▸ **The task**: Transcribe the whole listing below without changing a word, but leave out every image.

▸ **Supplied data**:
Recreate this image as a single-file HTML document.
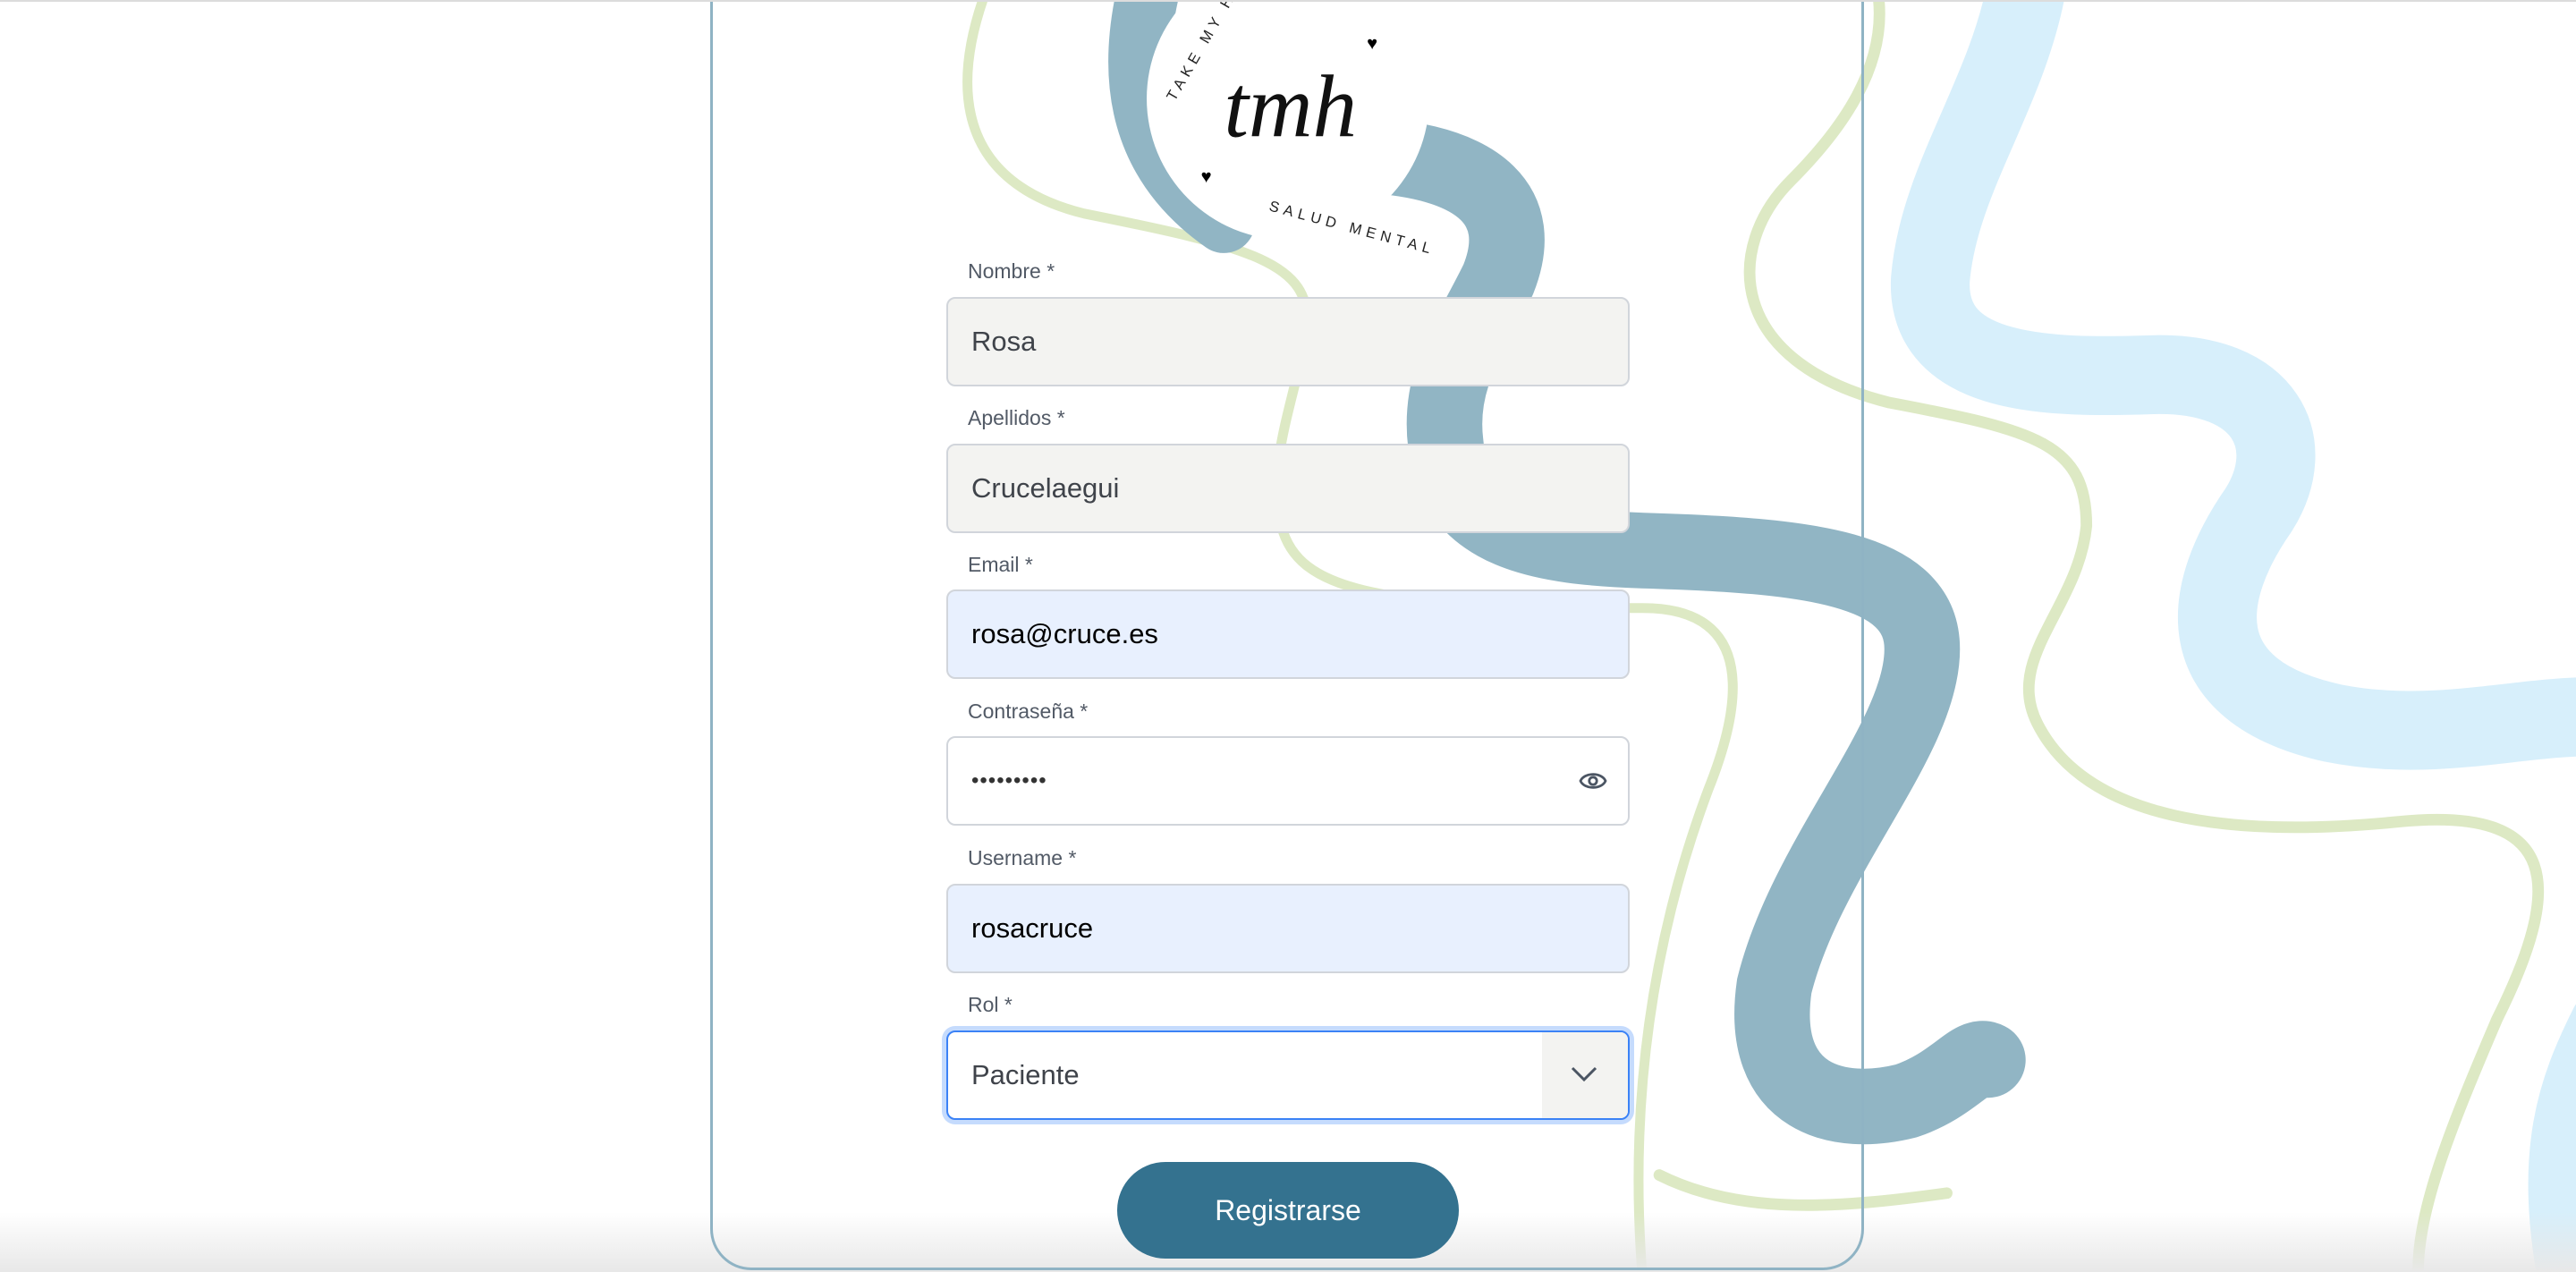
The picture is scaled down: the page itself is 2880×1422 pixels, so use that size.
<!DOCTYPE html>
<html><head><meta charset="utf-8"><style>
html,body{margin:0;padding:0;width:2880px;height:1422px;overflow:hidden;background:#fff;font-family:"Liberation Sans",sans-serif}
.topline{position:absolute;left:0;top:0;width:2880px;height:2px;background:#dcdcdc;z-index:5}
svg.bg{position:absolute;left:0;top:0;width:2880px;height:1422px}
.shade{position:absolute;left:0;top:1355px;width:2880px;height:67px;background:linear-gradient(#fff0,#e8e8e8)}
.card{position:absolute;left:794px;top:-40px;width:1290px;height:1460px;border:3px solid #8fb3c4;border-radius:0 0 46px 46px;border-top:none;box-sizing:border-box}
.lbl{position:absolute;left:1082px;font-size:23px;color:#525a66}
.inp{position:absolute;left:1058px;width:764px;height:100px;box-sizing:border-box;border:2px solid #d1d5db;border-radius:10px;font-size:31px;line-height:96px;padding-left:26px;color:#3f434a}
.btn{position:absolute;left:1249px;top:1299px;width:382px;height:108px;border-radius:54px;background:#34728f;color:#fff;font-size:32px;text-align:center;line-height:108px}
</style></head><body>
<svg class="bg" viewBox="0 0 1568 774" preserveAspectRatio="none">
<g fill="none" stroke-linecap="round">
<path d="M1233 -5 C1220 60 1180 110 1175 170 C1172 230 1250 230 1310 228 C1380 226 1400 270 1375 310 C1340 360 1330 420 1420 440 C1480 452 1530 436 1580 436" stroke="#d7effb" stroke-width="48"/>
<path d="M1580 620 C1560 660 1545 700 1560 780" stroke="#d7effb" stroke-width="30"/>
<path d="M600 -5 C580 50 580 110 660 130 C760 150 800 160 795 200 C790 240 770 280 780 320 C790 360 840 370 1000 370 C1070 370 1060 430 1040 480 C1010 560 990 660 1000 780" stroke="#dde9c4" stroke-width="6"/>
<path d="M1143 -5 C1150 40 1120 80 1090 110 C1050 150 1050 220 1150 245 C1240 262 1270 270 1270 320 C1265 370 1220 400 1240 440 C1270 500 1360 510 1460 500 C1560 490 1560 540 1520 620 C1490 690 1470 740 1472 780" stroke="#dde9c4" stroke-width="7"/>
<path d="M1010 715 C1060 740 1120 735 1185 726" stroke="#dde9c4" stroke-width="7"/>
<path d="M700 -10 C685 50 695 100 745 135" stroke="#91b5c4" stroke-width="38"/>
<path d="M840 95 C900 100 930 125 912 170 C895 205 875 230 880 270 C885 325 940 333 1000 335 C1100 338 1170 345 1170 395 C1170 450 1100 520 1080 600 C1070 670 1120 680 1160 670 C1190 660 1200 640 1210 645" stroke="#91b5c4" stroke-width="46"/>
</g>
<circle cx="784" cy="60" r="86" fill="#fff"/>
<text x="745" y="83" font-family="Liberation Serif,serif" font-style="italic" font-size="54" fill="#111">tmh</text>
<text x="772" y="128" font-size="9" letter-spacing="3" fill="#222" transform="rotate(15 772 128)">SALUD MENTAL</text>
<text x="715" y="62" font-size="9" letter-spacing="3" fill="#222" transform="rotate(-60 715 62)">TAKE MY H</text>
<text x="832" y="30" font-size="11" fill="#000">♥</text>
<text x="731" y="111" font-size="11" fill="#000">♥</text>
</svg>
<div class="shade"></div>
<div class="card"></div>
<div class="topline"></div>
<div class="lbl" style="top:290px">Nombre *</div>
<div class="inp" style="top:332px;background:#f3f3f1">Rosa</div>
<div class="lbl" style="top:454px">Apellidos *</div>
<div class="inp" style="top:496px;background:#f3f3f1">Crucelaegui</div>
<div class="lbl" style="top:618px">Email *</div>
<div class="inp" style="top:659px;background:#e8f0fe;color:#000">rosa@cruce.es</div>
<div class="lbl" style="top:782px">Contraseña *</div>
<div class="inp" style="top:823px;background:#fff;color:#333;font-size:24px;letter-spacing:1px">•••••••••
<svg style="position:absolute;right:22px;top:34px" width="34" height="28" viewBox="0 0 24 20"><path d="M2 10 C5 3 19 3 22 10 C19 17 5 17 2 10Z" fill="none" stroke="#4b5563" stroke-width="2"/><circle cx="12" cy="10" r="3" fill="none" stroke="#4b5563" stroke-width="2"/></svg></div>
<div class="lbl" style="top:946px">Username *</div>
<div class="inp" style="top:988px;background:#e8f0fe;color:#000">rosacruce</div>
<div class="lbl" style="top:1110px">Rol *</div>
<div class="inp" style="top:1152px;background:#fff;border-color:#3b82f6;box-shadow:0 0 0 5px #c5dbfd">Paciente
<div style="position:absolute;right:0;top:0;width:96px;height:96px;background:#f3f3f1;border-radius:0 8px 8px 0"><svg style="position:absolute;left:32px;top:38px" width="30" height="18" viewBox="0 0 30 18"><path d="M2 2 L15 15 L28 2" fill="none" stroke="#4b5563" stroke-width="3"/></svg></div></div>
<div class="btn">Registrarse</div>
</body></html>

▸ **Answer**:
Recreate this image as a single-file HTML document.
The picture is scaled down: the page itself is 2880×1422 pixels, so use that size.
<!DOCTYPE html>
<html><head><meta charset="utf-8"><style>
html,body{margin:0;padding:0;width:2880px;height:1422px;overflow:hidden;background:#fff;font-family:"Liberation Sans",sans-serif}
.topline{position:absolute;left:0;top:0;width:2880px;height:2px;background:#dcdcdc;z-index:5}
svg.bg{position:absolute;left:0;top:0;width:2880px;height:1422px}
.shade{position:absolute;left:0;top:1355px;width:2880px;height:67px;background:linear-gradient(#fff0,#e8e8e8)}
.card{position:absolute;left:794px;top:-40px;width:1290px;height:1460px;border:3px solid #8fb3c4;border-radius:0 0 46px 46px;border-top:none;box-sizing:border-box}
.lbl{position:absolute;left:1082px;font-size:23px;color:#525a66}
.inp{position:absolute;left:1058px;width:764px;height:100px;box-sizing:border-box;border:2px solid #d1d5db;border-radius:10px;font-size:31px;line-height:96px;padding-left:26px;color:#3f434a}
.btn{position:absolute;left:1249px;top:1299px;width:382px;height:108px;border-radius:54px;background:#34728f;color:#fff;font-size:32px;text-align:center;line-height:108px}
</style></head><body>
<svg class="bg" viewBox="0 0 1568 774" preserveAspectRatio="none">
<g fill="none" stroke-linecap="round">
<path d="M1233 -5 C1220 60 1180 110 1175 170 C1172 230 1250 230 1310 228 C1380 226 1400 270 1375 310 C1340 360 1330 420 1420 440 C1480 452 1530 436 1580 436" stroke="#d7effb" stroke-width="48"/>
<path d="M1580 620 C1560 660 1545 700 1560 780" stroke="#d7effb" stroke-width="30"/>
<path d="M600 -5 C580 50 580 110 660 130 C760 150 800 160 795 200 C790 240 770 280 780 320 C790 360 840 370 1000 370 C1070 370 1060 430 1040 480 C1010 560 990 660 1000 780" stroke="#dde9c4" stroke-width="6"/>
<path d="M1143 -5 C1150 40 1120 80 1090 110 C1050 150 1050 220 1150 245 C1240 262 1270 270 1270 320 C1265 370 1220 400 1240 440 C1270 500 1360 510 1460 500 C1560 490 1560 540 1520 620 C1490 690 1470 740 1472 780" stroke="#dde9c4" stroke-width="7"/>
<path d="M1010 715 C1060 740 1120 735 1185 726" stroke="#dde9c4" stroke-width="7"/>
<path d="M700 -10 C685 50 695 100 745 135" stroke="#91b5c4" stroke-width="38"/>
<path d="M840 95 C900 100 930 125 912 170 C895 205 875 230 880 270 C885 325 940 333 1000 335 C1100 338 1170 345 1170 395 C1170 450 1100 520 1080 600 C1070 670 1120 680 1160 670 C1190 660 1200 640 1210 645" stroke="#91b5c4" stroke-width="46"/>
</g>
<circle cx="784" cy="60" r="86" fill="#fff"/>
<text x="745" y="83" font-family="Liberation Serif,serif" font-style="italic" font-size="54" fill="#111">tmh</text>
<text x="772" y="128" font-size="9" letter-spacing="3" fill="#222" transform="rotate(15 772 128)">SALUD MENTAL</text>
<text x="715" y="62" font-size="9" letter-spacing="3" fill="#222" transform="rotate(-60 715 62)">TAKE MY H</text>
<text x="832" y="30" font-size="11" fill="#000">♥</text>
<text x="731" y="111" font-size="11" fill="#000">♥</text>
</svg>
<div class="shade"></div>
<div class="card"></div>
<div class="topline"></div>
<div class="lbl" style="top:290px">Nombre *</div>
<div class="inp" style="top:332px;background:#f3f3f1">Rosa</div>
<div class="lbl" style="top:454px">Apellidos *</div>
<div class="inp" style="top:496px;background:#f3f3f1">Crucelaegui</div>
<div class="lbl" style="top:618px">Email *</div>
<div class="inp" style="top:659px;background:#e8f0fe;color:#000">rosa@cruce.es</div>
<div class="lbl" style="top:782px">Contraseña *</div>
<div class="inp" style="top:823px;background:#fff;color:#333;font-size:24px;letter-spacing:1px">•••••••••
<svg style="position:absolute;right:22px;top:34px" width="34" height="28" viewBox="0 0 24 20"><path d="M2 10 C5 3 19 3 22 10 C19 17 5 17 2 10Z" fill="none" stroke="#4b5563" stroke-width="2"/><circle cx="12" cy="10" r="3" fill="none" stroke="#4b5563" stroke-width="2"/></svg></div>
<div class="lbl" style="top:946px">Username *</div>
<div class="inp" style="top:988px;background:#e8f0fe;color:#000">rosacruce</div>
<div class="lbl" style="top:1110px">Rol *</div>
<div class="inp" style="top:1152px;background:#fff;border-color:#3b82f6;box-shadow:0 0 0 5px #c5dbfd">Paciente
<div style="position:absolute;right:0;top:0;width:96px;height:96px;background:#f3f3f1;border-radius:0 8px 8px 0"><svg style="position:absolute;left:32px;top:38px" width="30" height="18" viewBox="0 0 30 18"><path d="M2 2 L15 15 L28 2" fill="none" stroke="#4b5563" stroke-width="3"/></svg></div></div>
<div class="btn">Registrarse</div>
</body></html>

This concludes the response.